Самодержавная власть в ее высших возможностях мыслилась Пушкиным как сила реформаторская и европеизирующая, но деспотическая в своем неумолимом прогрессизме. Готовность ее беспощадно ломать сложившиеся формы жизни придавала ей, в глазах Пушкина, черты, роднящие ее с революционностью. Сказав великому князю Михаилу Павловичу: «Все Романовы революционеры и уравнители» (XII, 335), Пушкин выразил свое глубокое убеждение. Сила эта — творческая и разрушительная одновременно, в зависимости от того, куда она направлена. Воплощая разумную волю, она вместе с тем представляет собой и бесконтрольное насилие. Размышления о конструктивной роли этой силы в грядущей истории России связывались с надеждами на то, что удастся «поднять» реальных носителей самодержавия до идеального эталона Петра Великого. Это та мерка, которой измеряются достоинства и недостатки власти.
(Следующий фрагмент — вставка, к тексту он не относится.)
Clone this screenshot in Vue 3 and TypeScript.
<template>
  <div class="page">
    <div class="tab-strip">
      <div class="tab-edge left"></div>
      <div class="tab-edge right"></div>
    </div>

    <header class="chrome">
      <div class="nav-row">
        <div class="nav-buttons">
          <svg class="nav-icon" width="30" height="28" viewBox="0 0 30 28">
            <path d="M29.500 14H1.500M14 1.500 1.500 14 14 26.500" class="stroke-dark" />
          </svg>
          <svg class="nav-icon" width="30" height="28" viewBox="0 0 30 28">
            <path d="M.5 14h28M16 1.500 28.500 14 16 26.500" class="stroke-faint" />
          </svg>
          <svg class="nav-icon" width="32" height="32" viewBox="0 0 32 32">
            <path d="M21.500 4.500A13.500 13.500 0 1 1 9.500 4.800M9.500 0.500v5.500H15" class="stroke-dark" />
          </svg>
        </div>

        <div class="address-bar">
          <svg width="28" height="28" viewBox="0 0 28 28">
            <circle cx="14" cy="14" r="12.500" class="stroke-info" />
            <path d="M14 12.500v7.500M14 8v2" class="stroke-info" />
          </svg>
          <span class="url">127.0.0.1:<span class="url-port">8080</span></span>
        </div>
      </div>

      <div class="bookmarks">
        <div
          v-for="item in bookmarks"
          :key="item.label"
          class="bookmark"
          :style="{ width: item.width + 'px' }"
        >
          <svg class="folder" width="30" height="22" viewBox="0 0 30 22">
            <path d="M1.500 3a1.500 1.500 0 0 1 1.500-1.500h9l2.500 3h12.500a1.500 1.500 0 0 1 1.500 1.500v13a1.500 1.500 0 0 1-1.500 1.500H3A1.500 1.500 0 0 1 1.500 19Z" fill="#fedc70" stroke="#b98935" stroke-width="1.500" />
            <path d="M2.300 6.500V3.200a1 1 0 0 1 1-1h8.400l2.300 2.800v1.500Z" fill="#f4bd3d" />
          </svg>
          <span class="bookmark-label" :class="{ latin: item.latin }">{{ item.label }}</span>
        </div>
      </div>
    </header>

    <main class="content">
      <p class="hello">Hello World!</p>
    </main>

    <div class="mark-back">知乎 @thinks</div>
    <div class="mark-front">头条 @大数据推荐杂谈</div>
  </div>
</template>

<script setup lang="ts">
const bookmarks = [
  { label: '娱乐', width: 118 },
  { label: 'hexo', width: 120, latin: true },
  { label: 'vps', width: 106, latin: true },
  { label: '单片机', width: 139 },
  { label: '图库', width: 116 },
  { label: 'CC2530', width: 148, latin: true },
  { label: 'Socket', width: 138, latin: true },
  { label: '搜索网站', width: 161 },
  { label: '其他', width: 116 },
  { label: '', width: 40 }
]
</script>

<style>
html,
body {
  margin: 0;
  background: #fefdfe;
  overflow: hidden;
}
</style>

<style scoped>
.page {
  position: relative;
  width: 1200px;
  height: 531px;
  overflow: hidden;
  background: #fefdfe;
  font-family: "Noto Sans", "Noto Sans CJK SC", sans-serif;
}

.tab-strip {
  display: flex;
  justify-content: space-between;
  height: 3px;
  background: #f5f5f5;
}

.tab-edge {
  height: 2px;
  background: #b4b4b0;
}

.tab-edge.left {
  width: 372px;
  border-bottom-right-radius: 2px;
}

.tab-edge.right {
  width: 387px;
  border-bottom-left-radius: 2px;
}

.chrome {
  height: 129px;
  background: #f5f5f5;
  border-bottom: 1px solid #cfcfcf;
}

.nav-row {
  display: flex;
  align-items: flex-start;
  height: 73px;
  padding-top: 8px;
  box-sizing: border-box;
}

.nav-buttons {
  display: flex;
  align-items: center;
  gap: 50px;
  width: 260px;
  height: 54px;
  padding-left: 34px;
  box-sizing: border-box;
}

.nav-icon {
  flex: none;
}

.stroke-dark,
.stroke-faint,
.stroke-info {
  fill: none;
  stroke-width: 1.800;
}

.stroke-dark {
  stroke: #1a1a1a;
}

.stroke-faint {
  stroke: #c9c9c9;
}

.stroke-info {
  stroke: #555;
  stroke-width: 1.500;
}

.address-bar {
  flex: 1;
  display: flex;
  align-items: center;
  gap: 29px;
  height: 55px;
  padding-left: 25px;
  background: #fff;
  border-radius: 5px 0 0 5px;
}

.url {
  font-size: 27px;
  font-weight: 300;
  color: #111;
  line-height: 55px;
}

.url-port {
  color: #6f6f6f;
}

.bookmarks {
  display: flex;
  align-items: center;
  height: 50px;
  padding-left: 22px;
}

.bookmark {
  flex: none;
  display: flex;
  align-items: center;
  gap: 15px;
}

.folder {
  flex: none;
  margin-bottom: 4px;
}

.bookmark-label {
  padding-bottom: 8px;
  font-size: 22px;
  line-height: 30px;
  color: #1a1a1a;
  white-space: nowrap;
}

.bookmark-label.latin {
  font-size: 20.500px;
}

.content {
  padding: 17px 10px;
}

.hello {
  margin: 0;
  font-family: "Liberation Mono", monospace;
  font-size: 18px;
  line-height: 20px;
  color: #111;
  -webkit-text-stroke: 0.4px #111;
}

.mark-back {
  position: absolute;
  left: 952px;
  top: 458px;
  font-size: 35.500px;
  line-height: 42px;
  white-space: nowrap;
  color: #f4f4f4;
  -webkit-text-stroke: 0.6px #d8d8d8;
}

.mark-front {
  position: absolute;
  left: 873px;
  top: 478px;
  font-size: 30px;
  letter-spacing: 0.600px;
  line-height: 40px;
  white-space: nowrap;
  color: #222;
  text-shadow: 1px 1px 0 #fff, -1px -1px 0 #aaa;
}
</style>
Однако этот «эталон» демонстрировал неустранимые нравственные пороки даже лучших образцов деспотической государственности. Если одни указы Петра «суть плоды ума обширного», то вторые «нередко жестоки, своенравны и, кажется, писаны кнутом» (курсив Пушкина. — Ю. Л.; X. 256). Таким образом, если определенные пороки правящей власти коренятся в ее неспособности возвыситься до своего идеала, то другие присущи этому идеалу как таковому. Основной состоит в том, что, лишенная поддержки народа, самодержавная власть висит в пустоте и вынуждена укреплять себя чиновниками-иностранцами, аппаратом доносчиков, тайной канцелярией. Преступление коренится в самой ее природе, и поэтому она фатально чужда этическому чувству народа. Хотя в царствование Бориса Годунова «правительство впереди народа» (X, 291), Годунов для последнего «царь-Ирод»; «народ почитал Петра антихристом» (X, 4). Отсюда сочетание воли и бессилия, безграничной власти и ничтожных результатов.
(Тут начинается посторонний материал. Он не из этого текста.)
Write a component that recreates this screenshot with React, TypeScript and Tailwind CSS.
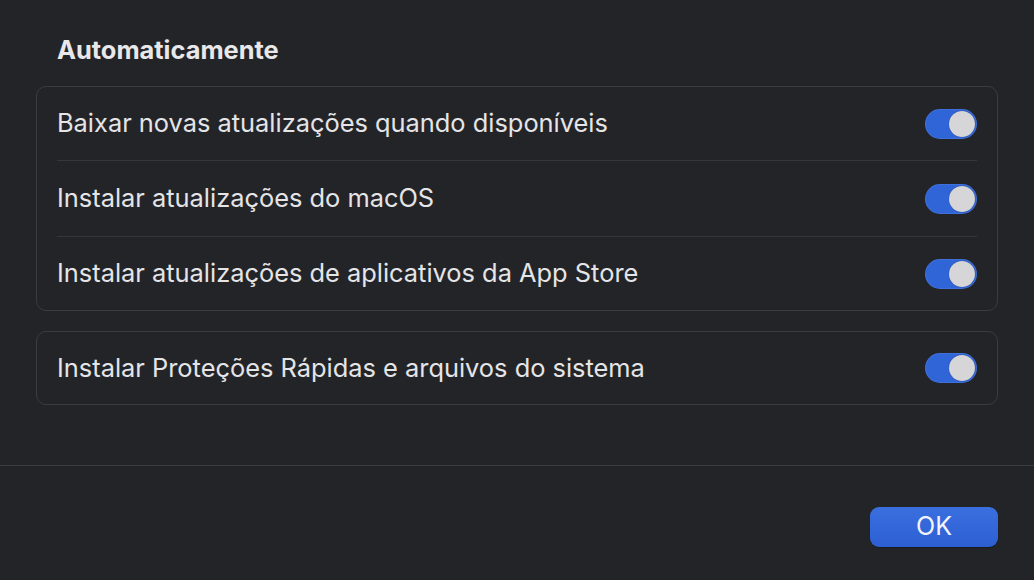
import React from "react";

const rows = [
  "Baixar novas atualizações quando disponíveis",
  "Instalar atualizações do macOS",
  "Instalar atualizações de aplicativos da App Store",
];

function Toggle() {
  return (
    <div className="flex h-[30px] w-[52px] items-center justify-end rounded-full bg-[#3065d8] p-[2px] shadow-[inset_0_0_0_1px_rgba(255,255,255,0.08)]">
      <div className="h-[26px] w-[26px] rounded-full bg-[#d6d6d9] shadow-[0_0_1px_rgba(0,0,0,0.5)]" />
    </div>
  );
}

function Row({ label, h }: { label: string; h: string }) {
  return (
    <div className={`flex items-center justify-between ${h}`}>
      <span className="text-[25.4px] text-[#e5e5e7]">{label}</span>
      <Toggle />
    </div>
  );
}

export default function App() {
  return (
    <div
      className="flex h-[580px] w-[1034px] flex-col bg-[#232428]"
      style={{ fontFamily: "Inter, 'Noto Sans', sans-serif" }}
    >
      <div className="flex-1 px-[36px] pt-[33px]">
        <h2 className="pl-[21px] text-[25.4px] font-bold leading-[34px] text-[#e8e8ea]">
          Automaticamente
        </h2>
        <div className="mt-[19px] rounded-[10px] border border-[#3b3c40] px-[20px]">
          <Row label={rows[0]} h="h-[73px]" />
          <div className="h-px bg-[#36373b]" />
          <Row label={rows[1]} h="h-[75px]" />
          <div className="h-px bg-[#36373b]" />
          <Row label={rows[2]} h="h-[73px]" />
        </div>
        <div className="mt-[20px] rounded-[10px] border border-[#3b3c40] px-[20px]">
          <Row
            label="Instalar Proteções Rápidas e arquivos do sistema"
            h="h-[72px]"
          />
        </div>
      </div>
      <div className="h-px bg-[#3a3b3f]" />
      <div className="flex h-[114px] items-start justify-end px-[36px] pt-[41px]">
        <button className="flex h-[40px] w-[128px] items-center justify-center rounded-[9px] bg-gradient-to-b from-[#3a6fe0] to-[#2d5fd3] text-[25px] text-[#f2f4fa] shadow-[0_1px_1px_rgba(0,0,0,0.3)]">
          OK
        </button>
      </div>
    </div>
  );
}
Дворянство в целом и особенно лучшая часть его — образованное дворянство — воспринималось Пушкиным прежде всего как сила, противостоящая самодержавию. Многовековое противостояние власти выработало в нем чувство человеческого достоинства, а непрерывное разорение сблизило с народом. Таким образом, в России возник класс людей, образованием сближенных с Европой, традицией — с русской деревней, материальным положением — с «третьим сословием» и унаследовавших от предков вековое сопротивление власти и чувство собственного достоинства. Эта среда закономерно порождает бунтарские настроения, в частности декабризм. Родовое дворянство противостоит, по мнению Пушкина, русской аристократии, которая вся составлена по прихоти деспотизма из безродных выскочек и вместе с бюрократией представляет собой опору власти. В черновой заметке он писал: «Освобождение Европы придет из России, т. к. только здесь абсолютно не существует аристократических предрассудков» (XII, 207). Ср. запись в дневнике 1834 г.: «…что же значит наше старинное дворянство с имениями, уничтоженными бесконечными раздроблениями, с просвещением, с ненавистью против аристокрации… Эдакой страшной стихии мятежей нет и в Европе. Кто были на площади 14 декабря? Одни дворяне. Сколько ж их будет при первом новом возмущении? Не знаю, а кажется много» (XII, 335).